8. Given the importance placed on peer-reviewed data, is the claim that soil carbon can be significantly reduced by bushfire and drought based on peer-reviewed science or is it the type of fact – like “Australia’s soils are too ancient and degraded to sequester significant amounts of carbon” – that everyone knows but no one knows where it came from – a cultural artefact known as a ‘furphy’? Has the Department questioned the assumptions on which much of the scientific opinion is based?

9. Why 100years? What product or commodity can we name that we sell today and must warrant for 100 years? What transactional settlement period is T+100 years? Why are we asking landowners to go longer than government is willing to regulate the environment and business?
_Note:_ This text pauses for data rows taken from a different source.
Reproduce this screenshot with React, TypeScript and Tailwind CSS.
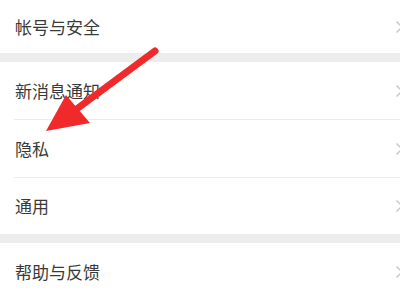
const Chevron = () => (
  <svg
    width="9"
    height="14"
    viewBox="0 0 9 14"
    className="absolute right-[-4px] top-1/2 -translate-y-1/2"
  >
    <path d="M1.5 1.5 L7 7 L1.5 12.5" fill="none" stroke="#c8c8c8" strokeWidth="1.5" />
  </svg>
);

const Row = ({ label, h, divider }: { label: string; h: string; divider?: boolean }) => (
  <div className={`relative flex items-center bg-white ${h}`}>
    <span className="pl-[15px] text-[17px] text-[#3a3a3a]">{label}</span>
    <Chevron />
    {divider && <div className="absolute bottom-0 left-[14px] right-0 h-px bg-[#ececec]" />}
  </div>
);

export default function App() {
  return (
    <div
      className="relative w-[400px] h-[300px] overflow-hidden bg-[#ededed]"
      style={{ fontFamily: '"Noto Sans CJK SC", "Noto Sans", sans-serif' }}
    >
      <Row label="帐号与安全" h="h-[53px]" />
      <div className="h-[9px]" />
      <Row label="新消息通知" h="h-[58px]" divider />
      <Row label="隐私" h="h-[58px]" divider />
      <Row label="通用" h="h-[56px]" />
      <div className="h-[9px]" />
      <Row label="帮助与反馈" h="h-[58px]" />

      <svg width="400" height="300" className="absolute inset-0 pointer-events-none">
        <line x1="155" y1="51" x2="78" y2="108" stroke="#f0292b" strokeWidth="7" strokeLinecap="round" />
        <polygon points="46,131 66,95 90,123" fill="#f0292b" />
      </svg>
    </div>
  );
}
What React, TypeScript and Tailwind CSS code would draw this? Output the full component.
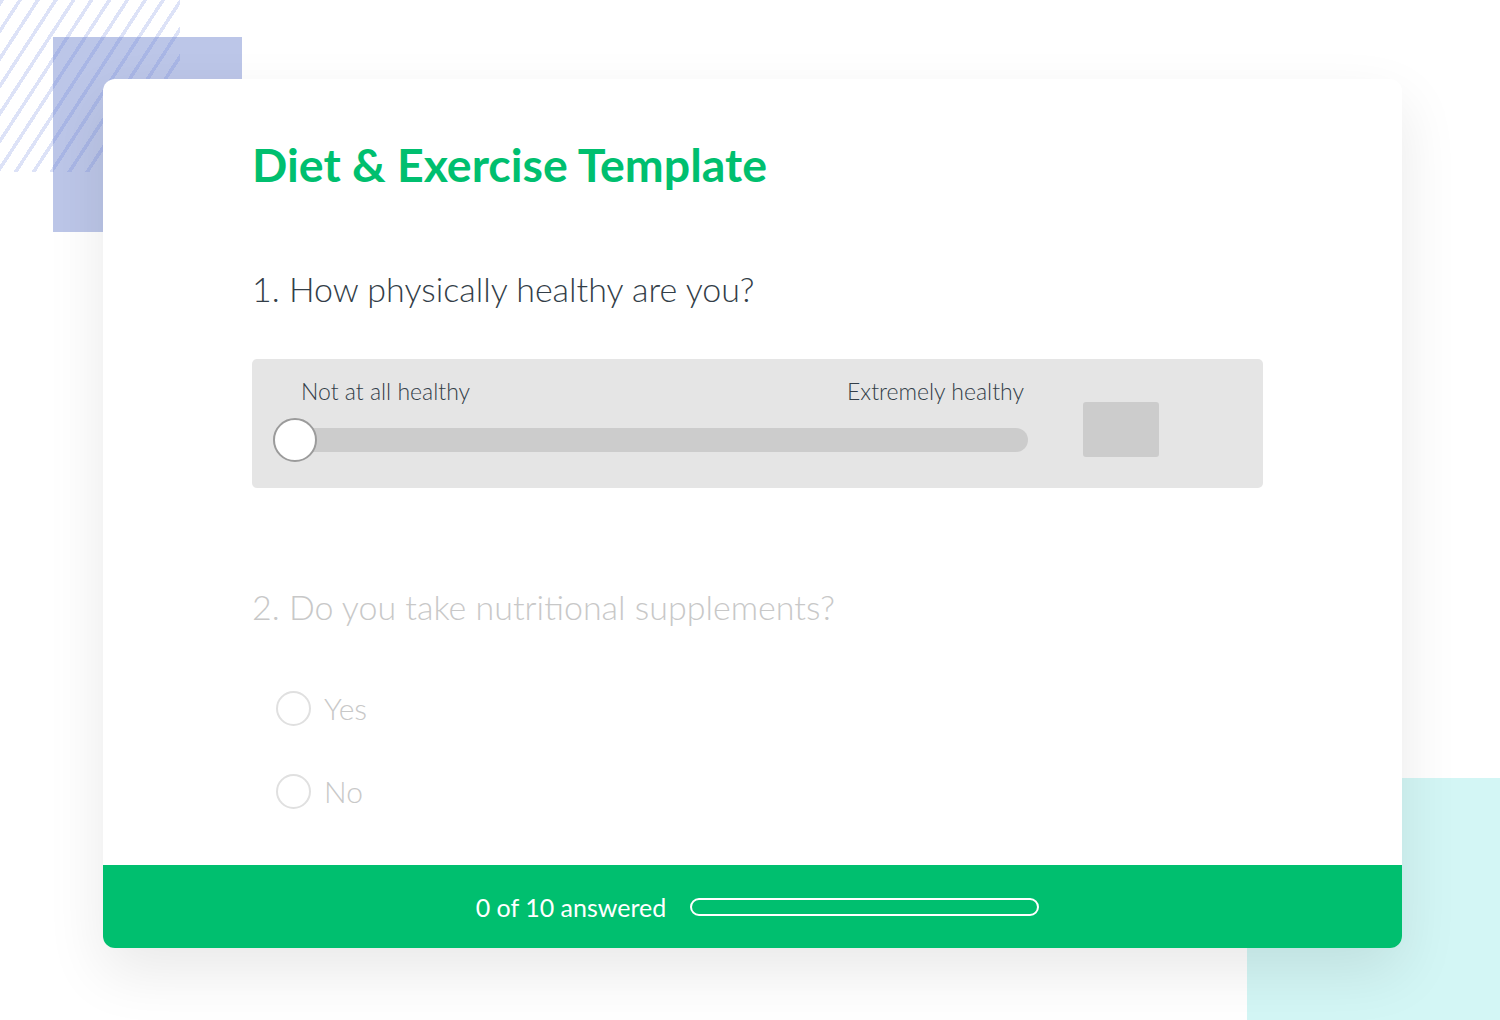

The only real reason is that people are looking at matching up atmospheric accounting to the IPCC 100 year GWP. Those same studies have also looked at atmospheric impact over 20 years. Since most of the GHG gases have a more severe impact over the first 20 than the next 80, why not look to the immediate climatic impact.

10. If Soil Carbon is to be ‘a secure bridge to the future’ by drawing down the equivalent of 50ppm for 50 years, can this period be justified as the Permanence Standard by virtue of its critical role?

11. Has Soil Carbon’s reputation for instability – which is based on a misunderstanding of carbon dynamics – turned Permanence into a high risk factor which will require discounted pricing? There are two theories of sequestration: The Fixed Molecule Theory Vs The Cycling Molecule Theory. The Fixed Molecule Theory is popular.Carbon is sequestered in soil when rendered immobile in the form of stable fractions such as humus. Carbon held temporarily in labile fractions cannot be said to be sequestered because it is oxidised in a short time. Therefore only

carbon stored in soil as humus or char can be counted towards a farmer’s tradable tonneages of stored carbon.” But such a restraint would reduce the incentive for landholders to convert to Carbon Farming and lose the benefits to society of the sequestration. On the other hand, The Cycling Molecule Theory starts from the fact that Carbon by its nature cycles. The Carbon Cycle is fundamental to life on Earth. All forms of Carbon are cycling between sink and source. These cycles vary in length of time, some very short, some very long, depending on the nature of the sink. No sink is permanent. All sinks act like ‘holding bays’ - some hold Carbon Molecules for centuries and some for seconds. Climate Change is caused by imbalance in the cycles: ie. too much carbon is being held in the Atmosphere and the Ocean and not enough in other forms. Carbon sequestration occurs when the Carbon Cycle is adjusted to delay its transition from one form to another. When Carbon is captured by Vegetation and becomes a component of soil it enters a ‘holding bay’. Sequestration takes place when the amount Carbon in the holding bay increases and that increase is maintained. The volume of Carbon in the holding bay is not affected by the rate of C atoms escaping so long as the rate of C atoms arriving remains equivalent or greater. If the rate of arrivals is equal to the rate of departures, Carbon is said to be in a “steady state”. If the rate of arrivals exceeds that of departures, Carbon is said to be sequestered. If the rate of arrivals falls short of the rate of departures, Carbon is said to be emitted. Therefore the key to sequestration in soil is not the individual molecule but the representative value of a molecule. Increases in “Molecular Value” can be created by changing land management practices that encourage carbon to increase act naturally.

Recommendations

Carbon Farmers of Australia recommends the Permanence requirement be decided on the following Principles:

Principle 1. That the Permanence performance of the offset be defined according to the role it plays in the global effort to restrain Global Warming and prevent it from going beyond 2°C.

Principle 2. That the concept of Permanence applied to biosequestration be of such a kind that enables the sinks to perform to their capacity.

Principle 3. That the approach to risk be not ‘what risk if we do’, but ‘what do we risk if we don’t’.

Suggestions for Action on the Permanence Standard

Action 1: Define Biosequestration units by a brand name that explains their function, ie., ‘a bridge to the future.’

Action 2: The imperative to have as many farmers capturing as much carbon as possible as fast as possible as a sort-term emergency stop gap requires that Permanence be made more flexible because it is a barrier to recruitment.